→ THE RECORDS:
──────────────────────────────
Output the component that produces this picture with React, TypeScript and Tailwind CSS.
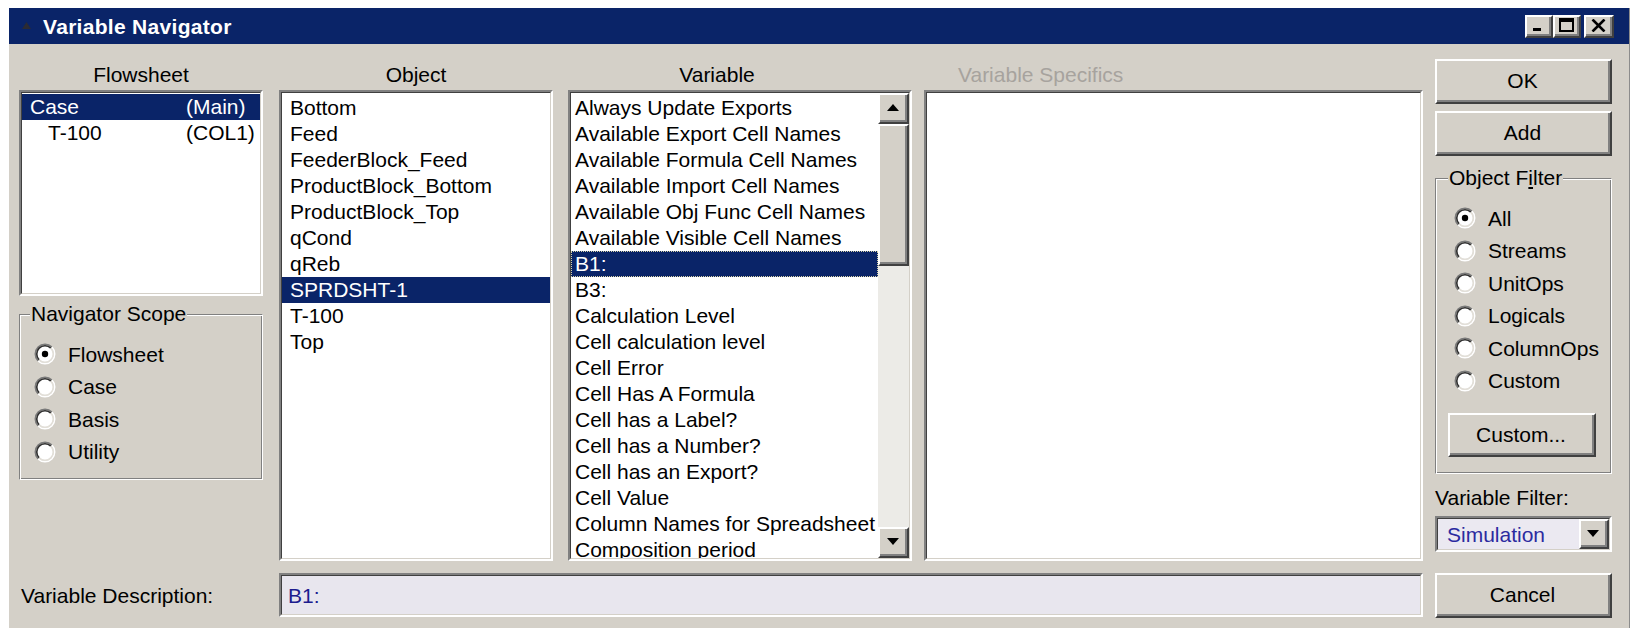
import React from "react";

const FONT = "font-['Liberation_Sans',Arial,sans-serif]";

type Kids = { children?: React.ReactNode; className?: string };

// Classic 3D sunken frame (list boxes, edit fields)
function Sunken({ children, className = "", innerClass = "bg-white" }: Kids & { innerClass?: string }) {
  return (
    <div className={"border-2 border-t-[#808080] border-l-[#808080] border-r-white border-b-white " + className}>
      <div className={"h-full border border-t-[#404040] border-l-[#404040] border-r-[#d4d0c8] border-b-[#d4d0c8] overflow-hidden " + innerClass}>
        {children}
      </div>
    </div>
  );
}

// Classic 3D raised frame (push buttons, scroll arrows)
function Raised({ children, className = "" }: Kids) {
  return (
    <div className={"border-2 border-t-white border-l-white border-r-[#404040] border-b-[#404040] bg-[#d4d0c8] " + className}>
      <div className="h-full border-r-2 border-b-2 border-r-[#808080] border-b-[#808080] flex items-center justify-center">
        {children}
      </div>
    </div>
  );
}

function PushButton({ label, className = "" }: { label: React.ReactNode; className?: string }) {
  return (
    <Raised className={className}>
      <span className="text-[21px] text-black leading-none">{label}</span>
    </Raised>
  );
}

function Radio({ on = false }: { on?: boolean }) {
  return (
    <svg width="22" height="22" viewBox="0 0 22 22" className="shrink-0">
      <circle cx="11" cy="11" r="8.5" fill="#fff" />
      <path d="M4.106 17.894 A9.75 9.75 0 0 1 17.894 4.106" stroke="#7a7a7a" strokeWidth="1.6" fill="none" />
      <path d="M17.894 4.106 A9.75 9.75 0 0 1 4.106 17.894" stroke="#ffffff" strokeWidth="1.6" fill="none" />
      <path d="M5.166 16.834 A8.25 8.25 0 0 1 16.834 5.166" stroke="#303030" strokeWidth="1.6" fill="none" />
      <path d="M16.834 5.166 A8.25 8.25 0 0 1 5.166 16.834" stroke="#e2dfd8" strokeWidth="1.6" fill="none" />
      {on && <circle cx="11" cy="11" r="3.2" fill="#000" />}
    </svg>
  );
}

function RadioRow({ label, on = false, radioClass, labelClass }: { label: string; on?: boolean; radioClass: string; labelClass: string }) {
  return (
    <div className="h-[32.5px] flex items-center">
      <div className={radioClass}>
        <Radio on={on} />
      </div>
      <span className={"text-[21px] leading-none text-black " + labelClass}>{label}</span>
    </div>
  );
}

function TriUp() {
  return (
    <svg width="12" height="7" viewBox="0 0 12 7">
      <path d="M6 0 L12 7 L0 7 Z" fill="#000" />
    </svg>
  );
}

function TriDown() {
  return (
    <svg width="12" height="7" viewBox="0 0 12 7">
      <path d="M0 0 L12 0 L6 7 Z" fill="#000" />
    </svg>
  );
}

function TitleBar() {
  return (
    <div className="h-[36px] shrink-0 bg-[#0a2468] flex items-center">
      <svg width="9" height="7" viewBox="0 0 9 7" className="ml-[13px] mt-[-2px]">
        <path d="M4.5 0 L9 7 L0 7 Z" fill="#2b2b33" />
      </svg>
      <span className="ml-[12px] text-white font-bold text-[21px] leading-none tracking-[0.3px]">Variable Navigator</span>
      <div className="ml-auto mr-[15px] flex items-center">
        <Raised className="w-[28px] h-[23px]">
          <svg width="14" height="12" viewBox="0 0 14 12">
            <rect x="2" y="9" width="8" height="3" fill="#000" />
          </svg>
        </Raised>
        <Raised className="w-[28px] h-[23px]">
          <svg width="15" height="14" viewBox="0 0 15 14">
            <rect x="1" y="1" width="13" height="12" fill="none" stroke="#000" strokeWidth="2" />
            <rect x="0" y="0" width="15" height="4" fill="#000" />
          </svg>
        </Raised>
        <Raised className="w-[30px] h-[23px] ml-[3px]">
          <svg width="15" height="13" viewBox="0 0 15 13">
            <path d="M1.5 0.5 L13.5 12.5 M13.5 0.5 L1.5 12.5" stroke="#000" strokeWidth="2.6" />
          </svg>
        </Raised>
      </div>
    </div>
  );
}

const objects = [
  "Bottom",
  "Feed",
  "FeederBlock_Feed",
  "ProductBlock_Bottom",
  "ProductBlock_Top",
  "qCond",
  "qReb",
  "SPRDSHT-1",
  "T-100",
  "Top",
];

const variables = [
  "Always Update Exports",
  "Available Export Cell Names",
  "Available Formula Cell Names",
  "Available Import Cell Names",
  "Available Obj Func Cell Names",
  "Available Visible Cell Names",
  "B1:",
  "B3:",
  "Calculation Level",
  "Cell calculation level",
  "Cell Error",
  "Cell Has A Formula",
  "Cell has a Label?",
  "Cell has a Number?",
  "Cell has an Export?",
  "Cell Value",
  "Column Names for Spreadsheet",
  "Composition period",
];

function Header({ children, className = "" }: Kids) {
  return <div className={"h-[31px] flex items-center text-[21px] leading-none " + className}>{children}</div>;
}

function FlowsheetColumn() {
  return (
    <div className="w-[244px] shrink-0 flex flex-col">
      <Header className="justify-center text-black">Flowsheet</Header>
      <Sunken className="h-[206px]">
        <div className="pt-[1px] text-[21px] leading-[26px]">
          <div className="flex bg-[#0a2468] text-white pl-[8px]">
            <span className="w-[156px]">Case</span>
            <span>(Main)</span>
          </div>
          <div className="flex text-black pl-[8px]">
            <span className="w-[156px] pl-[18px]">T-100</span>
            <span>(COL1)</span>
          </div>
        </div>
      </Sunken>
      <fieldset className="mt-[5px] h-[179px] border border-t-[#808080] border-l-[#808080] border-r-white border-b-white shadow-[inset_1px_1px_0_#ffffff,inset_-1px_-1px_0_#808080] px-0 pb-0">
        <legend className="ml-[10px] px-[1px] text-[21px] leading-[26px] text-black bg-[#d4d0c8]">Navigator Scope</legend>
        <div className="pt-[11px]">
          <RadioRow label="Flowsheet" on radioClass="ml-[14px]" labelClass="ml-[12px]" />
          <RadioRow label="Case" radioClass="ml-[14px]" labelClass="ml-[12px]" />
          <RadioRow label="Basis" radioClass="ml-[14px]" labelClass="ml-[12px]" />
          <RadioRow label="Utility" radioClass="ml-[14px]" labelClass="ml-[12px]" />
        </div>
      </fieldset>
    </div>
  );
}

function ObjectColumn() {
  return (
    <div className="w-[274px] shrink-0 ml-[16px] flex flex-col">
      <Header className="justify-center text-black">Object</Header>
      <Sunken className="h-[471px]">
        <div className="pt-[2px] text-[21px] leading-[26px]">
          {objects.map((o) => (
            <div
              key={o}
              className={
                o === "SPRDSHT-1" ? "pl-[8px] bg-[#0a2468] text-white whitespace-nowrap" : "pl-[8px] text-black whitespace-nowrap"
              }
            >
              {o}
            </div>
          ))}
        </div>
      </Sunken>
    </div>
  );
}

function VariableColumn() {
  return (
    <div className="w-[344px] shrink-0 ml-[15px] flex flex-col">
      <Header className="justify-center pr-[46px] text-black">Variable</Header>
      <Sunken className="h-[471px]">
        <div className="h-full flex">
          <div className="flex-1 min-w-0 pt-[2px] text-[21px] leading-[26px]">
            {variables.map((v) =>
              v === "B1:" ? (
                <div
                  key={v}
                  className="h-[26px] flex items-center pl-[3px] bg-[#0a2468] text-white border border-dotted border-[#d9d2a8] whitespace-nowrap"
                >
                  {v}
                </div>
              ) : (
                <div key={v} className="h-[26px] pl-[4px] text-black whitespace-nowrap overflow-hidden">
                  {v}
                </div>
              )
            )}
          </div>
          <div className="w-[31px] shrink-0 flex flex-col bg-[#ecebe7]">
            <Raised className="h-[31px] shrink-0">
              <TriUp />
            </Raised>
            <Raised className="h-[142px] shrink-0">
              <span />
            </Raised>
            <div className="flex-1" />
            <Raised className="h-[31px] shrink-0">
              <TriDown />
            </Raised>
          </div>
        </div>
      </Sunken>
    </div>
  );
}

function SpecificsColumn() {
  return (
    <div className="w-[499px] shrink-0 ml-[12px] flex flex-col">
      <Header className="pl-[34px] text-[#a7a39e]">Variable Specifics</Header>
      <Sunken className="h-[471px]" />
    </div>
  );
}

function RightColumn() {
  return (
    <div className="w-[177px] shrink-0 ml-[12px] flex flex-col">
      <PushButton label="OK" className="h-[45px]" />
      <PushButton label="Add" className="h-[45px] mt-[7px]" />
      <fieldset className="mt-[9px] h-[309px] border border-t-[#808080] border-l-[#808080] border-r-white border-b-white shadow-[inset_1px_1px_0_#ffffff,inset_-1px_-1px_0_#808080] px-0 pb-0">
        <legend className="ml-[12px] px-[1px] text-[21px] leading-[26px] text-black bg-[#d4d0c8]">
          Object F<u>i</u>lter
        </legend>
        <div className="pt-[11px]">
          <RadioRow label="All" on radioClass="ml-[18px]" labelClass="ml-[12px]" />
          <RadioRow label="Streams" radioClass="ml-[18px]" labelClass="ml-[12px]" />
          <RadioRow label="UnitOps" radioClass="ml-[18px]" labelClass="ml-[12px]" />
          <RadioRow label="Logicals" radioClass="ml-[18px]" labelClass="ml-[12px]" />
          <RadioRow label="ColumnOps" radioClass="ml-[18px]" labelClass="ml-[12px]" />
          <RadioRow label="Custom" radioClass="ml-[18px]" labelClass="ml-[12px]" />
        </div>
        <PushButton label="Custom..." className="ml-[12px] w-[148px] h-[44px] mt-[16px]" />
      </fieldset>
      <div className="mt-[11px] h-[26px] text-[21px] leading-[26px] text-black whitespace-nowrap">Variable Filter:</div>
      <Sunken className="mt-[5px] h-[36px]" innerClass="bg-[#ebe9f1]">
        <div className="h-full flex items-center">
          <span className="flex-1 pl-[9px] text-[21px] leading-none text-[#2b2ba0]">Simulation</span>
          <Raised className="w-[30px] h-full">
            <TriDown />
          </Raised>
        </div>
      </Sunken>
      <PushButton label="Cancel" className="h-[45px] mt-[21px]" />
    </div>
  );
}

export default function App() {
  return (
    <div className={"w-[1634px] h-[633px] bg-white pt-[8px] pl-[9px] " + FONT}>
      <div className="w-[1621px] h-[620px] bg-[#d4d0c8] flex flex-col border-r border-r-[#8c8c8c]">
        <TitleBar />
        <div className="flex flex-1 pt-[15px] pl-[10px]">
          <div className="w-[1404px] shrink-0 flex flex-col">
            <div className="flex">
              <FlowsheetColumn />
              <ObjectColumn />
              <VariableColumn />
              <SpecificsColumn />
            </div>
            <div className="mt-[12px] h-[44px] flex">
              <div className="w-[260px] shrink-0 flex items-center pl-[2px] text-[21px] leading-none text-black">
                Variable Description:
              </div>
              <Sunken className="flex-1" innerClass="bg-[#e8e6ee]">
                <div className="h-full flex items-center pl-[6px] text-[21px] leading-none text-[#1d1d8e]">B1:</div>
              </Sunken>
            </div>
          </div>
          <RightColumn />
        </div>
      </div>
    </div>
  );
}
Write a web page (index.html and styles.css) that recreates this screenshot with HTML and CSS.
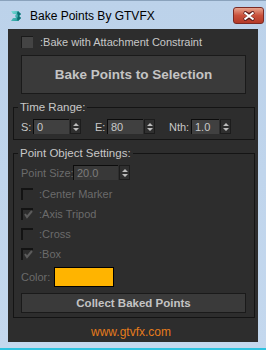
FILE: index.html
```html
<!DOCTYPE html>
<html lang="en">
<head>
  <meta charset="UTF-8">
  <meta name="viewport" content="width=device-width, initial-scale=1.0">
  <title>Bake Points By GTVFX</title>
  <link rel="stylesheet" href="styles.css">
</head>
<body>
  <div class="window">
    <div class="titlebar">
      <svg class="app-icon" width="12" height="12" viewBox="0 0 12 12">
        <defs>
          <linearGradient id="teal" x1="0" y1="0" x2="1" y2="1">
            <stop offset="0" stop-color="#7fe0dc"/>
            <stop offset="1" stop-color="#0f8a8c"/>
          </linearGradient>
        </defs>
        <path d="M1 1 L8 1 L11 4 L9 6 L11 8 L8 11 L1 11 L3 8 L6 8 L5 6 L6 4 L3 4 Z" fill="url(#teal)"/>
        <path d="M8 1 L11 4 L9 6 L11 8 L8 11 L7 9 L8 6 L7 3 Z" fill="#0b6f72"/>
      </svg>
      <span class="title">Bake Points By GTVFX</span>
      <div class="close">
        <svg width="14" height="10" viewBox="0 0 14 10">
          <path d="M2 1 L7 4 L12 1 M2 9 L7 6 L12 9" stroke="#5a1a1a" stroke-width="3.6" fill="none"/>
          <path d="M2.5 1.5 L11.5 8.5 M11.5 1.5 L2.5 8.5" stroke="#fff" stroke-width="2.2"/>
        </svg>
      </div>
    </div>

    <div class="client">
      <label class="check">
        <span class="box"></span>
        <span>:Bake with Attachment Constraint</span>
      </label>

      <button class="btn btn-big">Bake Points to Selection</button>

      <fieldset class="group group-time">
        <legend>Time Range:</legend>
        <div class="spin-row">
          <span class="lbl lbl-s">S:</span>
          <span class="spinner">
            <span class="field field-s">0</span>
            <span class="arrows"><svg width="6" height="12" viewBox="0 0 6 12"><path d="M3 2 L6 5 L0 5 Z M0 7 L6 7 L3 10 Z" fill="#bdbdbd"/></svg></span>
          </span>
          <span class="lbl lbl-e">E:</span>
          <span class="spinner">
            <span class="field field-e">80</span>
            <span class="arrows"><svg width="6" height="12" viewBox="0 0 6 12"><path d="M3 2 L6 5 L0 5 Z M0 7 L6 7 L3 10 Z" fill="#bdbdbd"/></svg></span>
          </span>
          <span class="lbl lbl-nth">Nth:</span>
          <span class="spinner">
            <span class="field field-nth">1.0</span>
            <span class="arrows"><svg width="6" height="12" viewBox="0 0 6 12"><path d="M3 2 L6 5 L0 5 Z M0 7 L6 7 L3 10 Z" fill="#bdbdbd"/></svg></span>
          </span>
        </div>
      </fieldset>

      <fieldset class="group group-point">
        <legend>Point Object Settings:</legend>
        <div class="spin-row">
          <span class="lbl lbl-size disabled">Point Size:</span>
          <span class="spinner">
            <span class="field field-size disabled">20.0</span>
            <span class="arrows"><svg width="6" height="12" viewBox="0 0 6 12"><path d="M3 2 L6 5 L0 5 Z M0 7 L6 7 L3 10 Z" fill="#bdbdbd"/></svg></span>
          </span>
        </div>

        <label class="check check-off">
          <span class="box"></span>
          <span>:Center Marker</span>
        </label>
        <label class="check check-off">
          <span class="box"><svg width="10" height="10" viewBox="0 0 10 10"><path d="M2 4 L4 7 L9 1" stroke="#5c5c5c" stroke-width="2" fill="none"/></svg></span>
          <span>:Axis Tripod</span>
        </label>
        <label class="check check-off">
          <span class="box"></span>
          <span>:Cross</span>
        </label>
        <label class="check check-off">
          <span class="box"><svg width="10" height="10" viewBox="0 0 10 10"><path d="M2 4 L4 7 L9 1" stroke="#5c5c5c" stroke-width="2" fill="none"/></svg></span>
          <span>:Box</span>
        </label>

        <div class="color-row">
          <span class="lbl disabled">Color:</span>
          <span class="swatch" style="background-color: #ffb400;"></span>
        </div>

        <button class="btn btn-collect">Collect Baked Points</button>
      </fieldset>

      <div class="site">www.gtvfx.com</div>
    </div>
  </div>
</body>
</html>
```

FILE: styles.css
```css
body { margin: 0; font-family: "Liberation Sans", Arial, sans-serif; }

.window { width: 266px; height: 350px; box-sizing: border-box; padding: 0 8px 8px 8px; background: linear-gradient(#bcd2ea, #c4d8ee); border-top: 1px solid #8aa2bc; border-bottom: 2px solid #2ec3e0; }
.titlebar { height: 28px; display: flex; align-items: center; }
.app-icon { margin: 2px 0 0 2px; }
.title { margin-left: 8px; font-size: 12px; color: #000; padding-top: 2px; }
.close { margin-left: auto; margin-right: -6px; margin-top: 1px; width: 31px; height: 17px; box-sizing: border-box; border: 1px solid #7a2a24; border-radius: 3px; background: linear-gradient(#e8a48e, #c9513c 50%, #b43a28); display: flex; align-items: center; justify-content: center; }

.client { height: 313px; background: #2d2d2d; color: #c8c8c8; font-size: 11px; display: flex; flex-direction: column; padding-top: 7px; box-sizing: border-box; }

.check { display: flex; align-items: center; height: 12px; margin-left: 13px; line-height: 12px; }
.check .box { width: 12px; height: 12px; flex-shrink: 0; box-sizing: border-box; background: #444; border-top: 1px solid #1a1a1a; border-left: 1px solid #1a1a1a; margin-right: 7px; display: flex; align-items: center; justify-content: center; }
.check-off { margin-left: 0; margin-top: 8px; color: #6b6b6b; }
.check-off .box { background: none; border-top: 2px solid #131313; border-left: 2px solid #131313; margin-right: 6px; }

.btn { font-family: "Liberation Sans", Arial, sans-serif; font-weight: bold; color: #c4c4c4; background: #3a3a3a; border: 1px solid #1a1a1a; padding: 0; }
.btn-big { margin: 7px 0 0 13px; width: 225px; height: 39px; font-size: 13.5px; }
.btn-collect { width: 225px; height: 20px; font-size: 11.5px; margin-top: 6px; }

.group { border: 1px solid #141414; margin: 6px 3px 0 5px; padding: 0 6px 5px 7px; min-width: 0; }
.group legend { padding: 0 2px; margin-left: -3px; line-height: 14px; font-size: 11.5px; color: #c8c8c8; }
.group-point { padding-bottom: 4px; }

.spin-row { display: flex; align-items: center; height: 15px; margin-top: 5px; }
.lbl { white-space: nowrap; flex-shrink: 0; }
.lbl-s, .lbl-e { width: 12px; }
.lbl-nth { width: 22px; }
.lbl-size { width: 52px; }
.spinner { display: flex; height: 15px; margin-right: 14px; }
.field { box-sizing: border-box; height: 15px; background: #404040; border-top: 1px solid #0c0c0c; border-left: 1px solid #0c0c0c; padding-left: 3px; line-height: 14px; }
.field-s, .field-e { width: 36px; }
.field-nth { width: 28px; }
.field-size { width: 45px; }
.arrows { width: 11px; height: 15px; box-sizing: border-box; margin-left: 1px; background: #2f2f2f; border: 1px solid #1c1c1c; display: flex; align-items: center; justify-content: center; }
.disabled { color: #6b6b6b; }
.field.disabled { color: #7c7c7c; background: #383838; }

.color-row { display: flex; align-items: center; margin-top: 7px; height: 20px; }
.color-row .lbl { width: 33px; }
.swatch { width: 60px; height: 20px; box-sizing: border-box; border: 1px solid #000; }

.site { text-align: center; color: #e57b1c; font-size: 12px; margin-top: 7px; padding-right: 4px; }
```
──────────────────────────────
→ TASK TO COMPLETE: Find the lines that include the string "styles", then copy each of them.

→ THE SOLUTION:
Write a web page (index.html and styles.css) that recreates this screenshot with HTML and CSS.
  <link rel="stylesheet" href="styles.css">
FILE: styles.css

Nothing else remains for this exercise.